Identify the lines bearing the string "React" and gather them.

▸ **Source data**:
──────
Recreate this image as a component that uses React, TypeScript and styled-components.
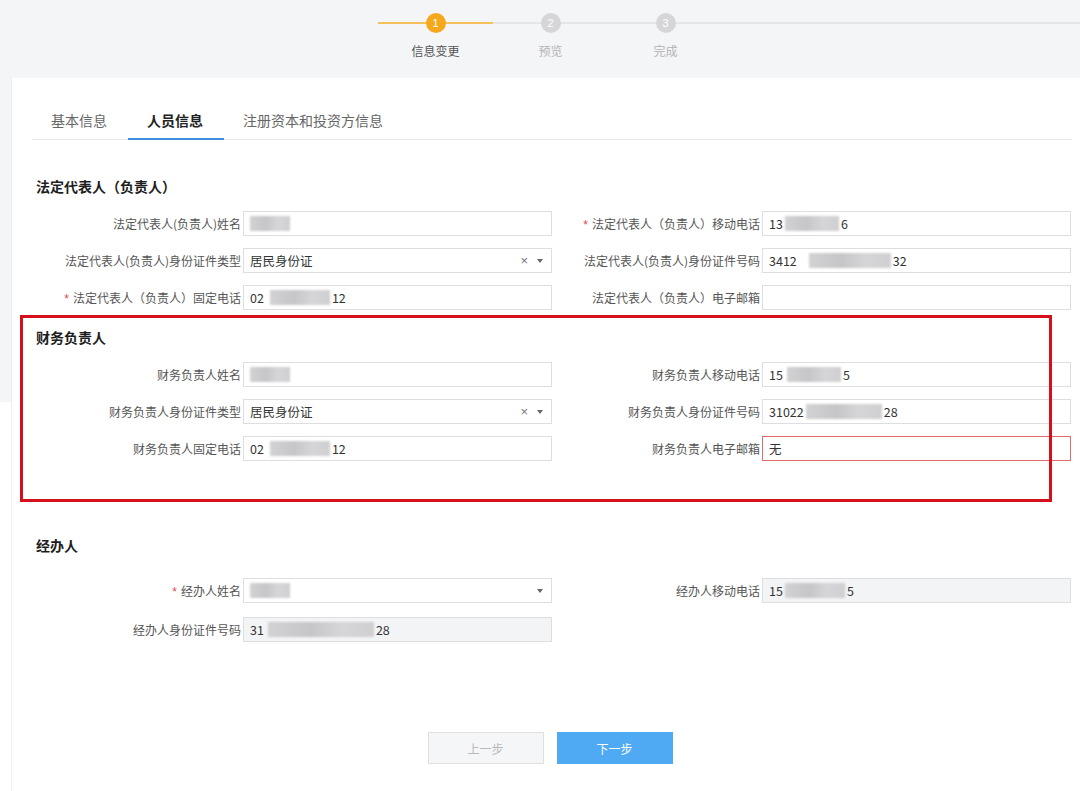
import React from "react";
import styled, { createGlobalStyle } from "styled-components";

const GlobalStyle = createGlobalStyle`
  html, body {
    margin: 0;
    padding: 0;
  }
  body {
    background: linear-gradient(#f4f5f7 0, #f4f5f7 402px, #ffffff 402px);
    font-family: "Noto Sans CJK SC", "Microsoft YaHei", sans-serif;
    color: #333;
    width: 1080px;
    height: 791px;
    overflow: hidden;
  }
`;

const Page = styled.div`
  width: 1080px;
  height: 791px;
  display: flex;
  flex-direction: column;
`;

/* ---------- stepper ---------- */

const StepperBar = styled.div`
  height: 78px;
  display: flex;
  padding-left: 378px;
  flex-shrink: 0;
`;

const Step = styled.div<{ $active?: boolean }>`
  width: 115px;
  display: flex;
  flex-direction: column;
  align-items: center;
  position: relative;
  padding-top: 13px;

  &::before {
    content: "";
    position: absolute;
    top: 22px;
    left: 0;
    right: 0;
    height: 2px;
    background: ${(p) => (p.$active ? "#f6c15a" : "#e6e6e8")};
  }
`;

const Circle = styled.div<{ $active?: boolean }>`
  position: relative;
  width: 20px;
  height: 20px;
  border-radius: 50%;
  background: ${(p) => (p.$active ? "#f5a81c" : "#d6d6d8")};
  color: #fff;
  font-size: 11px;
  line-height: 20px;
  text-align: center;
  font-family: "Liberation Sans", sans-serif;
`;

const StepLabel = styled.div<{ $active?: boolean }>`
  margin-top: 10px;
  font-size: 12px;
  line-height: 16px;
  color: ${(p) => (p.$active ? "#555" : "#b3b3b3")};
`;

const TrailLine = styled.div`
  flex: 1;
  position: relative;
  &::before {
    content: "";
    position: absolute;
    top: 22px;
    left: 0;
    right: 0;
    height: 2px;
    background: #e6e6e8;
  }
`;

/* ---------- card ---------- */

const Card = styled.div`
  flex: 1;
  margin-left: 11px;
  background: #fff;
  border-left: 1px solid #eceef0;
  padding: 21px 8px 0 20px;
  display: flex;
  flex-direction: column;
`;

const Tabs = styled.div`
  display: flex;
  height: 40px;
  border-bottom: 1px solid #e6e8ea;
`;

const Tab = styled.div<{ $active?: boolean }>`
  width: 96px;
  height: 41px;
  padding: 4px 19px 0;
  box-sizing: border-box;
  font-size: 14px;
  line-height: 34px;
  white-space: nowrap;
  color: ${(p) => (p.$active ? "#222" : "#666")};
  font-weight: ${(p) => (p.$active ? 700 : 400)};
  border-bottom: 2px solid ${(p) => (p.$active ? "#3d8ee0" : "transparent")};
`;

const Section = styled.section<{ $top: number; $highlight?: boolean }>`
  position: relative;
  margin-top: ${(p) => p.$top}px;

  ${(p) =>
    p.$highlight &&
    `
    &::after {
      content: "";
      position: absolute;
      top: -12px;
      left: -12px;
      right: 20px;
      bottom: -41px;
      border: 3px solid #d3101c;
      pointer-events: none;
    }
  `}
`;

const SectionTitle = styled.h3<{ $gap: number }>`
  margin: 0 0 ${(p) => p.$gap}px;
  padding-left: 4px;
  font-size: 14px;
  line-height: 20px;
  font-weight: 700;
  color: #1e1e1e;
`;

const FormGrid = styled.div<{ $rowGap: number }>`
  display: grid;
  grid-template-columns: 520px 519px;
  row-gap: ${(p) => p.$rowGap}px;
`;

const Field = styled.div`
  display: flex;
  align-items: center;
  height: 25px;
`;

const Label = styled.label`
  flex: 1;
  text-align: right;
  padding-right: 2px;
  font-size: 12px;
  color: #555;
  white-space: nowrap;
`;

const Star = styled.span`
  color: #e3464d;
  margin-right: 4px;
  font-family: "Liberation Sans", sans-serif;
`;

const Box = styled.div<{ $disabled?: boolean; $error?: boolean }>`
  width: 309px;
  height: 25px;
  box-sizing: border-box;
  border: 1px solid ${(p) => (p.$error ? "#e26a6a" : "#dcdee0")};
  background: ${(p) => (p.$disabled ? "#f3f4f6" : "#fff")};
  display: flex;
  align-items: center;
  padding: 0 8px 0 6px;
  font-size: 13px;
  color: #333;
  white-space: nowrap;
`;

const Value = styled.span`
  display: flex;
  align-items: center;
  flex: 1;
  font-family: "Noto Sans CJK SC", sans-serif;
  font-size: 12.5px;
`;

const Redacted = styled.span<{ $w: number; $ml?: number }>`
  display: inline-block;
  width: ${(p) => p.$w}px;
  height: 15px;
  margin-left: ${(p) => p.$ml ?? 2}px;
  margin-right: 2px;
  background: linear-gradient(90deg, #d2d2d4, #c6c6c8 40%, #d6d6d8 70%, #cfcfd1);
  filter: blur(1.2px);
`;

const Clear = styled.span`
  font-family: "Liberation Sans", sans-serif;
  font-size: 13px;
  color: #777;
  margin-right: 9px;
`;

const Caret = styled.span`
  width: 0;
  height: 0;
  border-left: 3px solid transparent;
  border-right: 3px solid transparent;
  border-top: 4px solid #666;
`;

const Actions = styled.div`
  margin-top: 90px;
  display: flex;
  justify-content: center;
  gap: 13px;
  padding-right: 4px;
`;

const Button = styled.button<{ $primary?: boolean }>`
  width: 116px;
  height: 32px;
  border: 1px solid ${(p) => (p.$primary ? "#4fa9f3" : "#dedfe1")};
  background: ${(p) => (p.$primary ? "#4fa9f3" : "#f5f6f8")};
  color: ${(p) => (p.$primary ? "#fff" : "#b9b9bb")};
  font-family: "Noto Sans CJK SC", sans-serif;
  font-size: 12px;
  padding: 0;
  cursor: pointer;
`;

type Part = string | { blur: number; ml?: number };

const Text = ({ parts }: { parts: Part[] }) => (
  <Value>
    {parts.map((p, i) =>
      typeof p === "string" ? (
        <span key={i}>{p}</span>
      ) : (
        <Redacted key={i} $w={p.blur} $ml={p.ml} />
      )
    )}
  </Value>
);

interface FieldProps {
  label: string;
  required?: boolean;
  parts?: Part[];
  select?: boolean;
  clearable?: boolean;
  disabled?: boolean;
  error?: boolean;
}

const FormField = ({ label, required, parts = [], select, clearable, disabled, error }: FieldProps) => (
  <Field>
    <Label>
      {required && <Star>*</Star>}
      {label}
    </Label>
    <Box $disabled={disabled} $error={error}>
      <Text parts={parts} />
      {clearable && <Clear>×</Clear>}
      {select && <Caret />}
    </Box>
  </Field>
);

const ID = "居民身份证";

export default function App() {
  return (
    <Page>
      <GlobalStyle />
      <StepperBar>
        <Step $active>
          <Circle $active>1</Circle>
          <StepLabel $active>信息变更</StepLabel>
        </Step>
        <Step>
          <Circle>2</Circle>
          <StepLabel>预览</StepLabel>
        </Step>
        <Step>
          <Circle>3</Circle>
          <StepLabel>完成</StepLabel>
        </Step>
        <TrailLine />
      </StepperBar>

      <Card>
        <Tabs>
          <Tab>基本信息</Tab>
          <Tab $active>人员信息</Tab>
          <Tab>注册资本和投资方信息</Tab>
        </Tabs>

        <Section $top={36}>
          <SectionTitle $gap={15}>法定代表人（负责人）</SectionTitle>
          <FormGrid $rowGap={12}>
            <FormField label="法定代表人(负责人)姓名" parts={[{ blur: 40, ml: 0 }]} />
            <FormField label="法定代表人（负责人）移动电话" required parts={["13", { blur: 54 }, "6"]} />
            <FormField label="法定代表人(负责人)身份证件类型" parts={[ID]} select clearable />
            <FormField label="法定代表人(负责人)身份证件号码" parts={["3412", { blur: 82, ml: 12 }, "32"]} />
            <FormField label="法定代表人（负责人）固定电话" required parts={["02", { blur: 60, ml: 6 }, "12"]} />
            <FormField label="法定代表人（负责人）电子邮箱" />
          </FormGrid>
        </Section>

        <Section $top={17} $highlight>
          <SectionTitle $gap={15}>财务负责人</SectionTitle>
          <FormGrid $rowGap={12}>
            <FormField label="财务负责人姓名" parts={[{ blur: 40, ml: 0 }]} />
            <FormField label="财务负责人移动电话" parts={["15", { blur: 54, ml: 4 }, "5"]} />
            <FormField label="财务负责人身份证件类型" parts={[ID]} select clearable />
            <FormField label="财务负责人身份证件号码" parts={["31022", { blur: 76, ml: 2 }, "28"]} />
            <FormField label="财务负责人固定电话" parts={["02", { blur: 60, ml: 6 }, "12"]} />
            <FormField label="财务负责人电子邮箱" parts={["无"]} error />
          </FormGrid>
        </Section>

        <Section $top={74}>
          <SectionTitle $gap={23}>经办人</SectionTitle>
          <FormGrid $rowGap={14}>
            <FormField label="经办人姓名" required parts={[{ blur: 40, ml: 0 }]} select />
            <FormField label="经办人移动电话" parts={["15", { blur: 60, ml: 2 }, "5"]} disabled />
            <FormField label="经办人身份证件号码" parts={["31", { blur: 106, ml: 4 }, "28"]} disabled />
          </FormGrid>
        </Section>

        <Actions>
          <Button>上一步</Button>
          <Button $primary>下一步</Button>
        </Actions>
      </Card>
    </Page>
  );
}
──────
▸ **Reply to the task**:
Recreate this image as a component that uses React, TypeScript and styled-components.
import React from "react";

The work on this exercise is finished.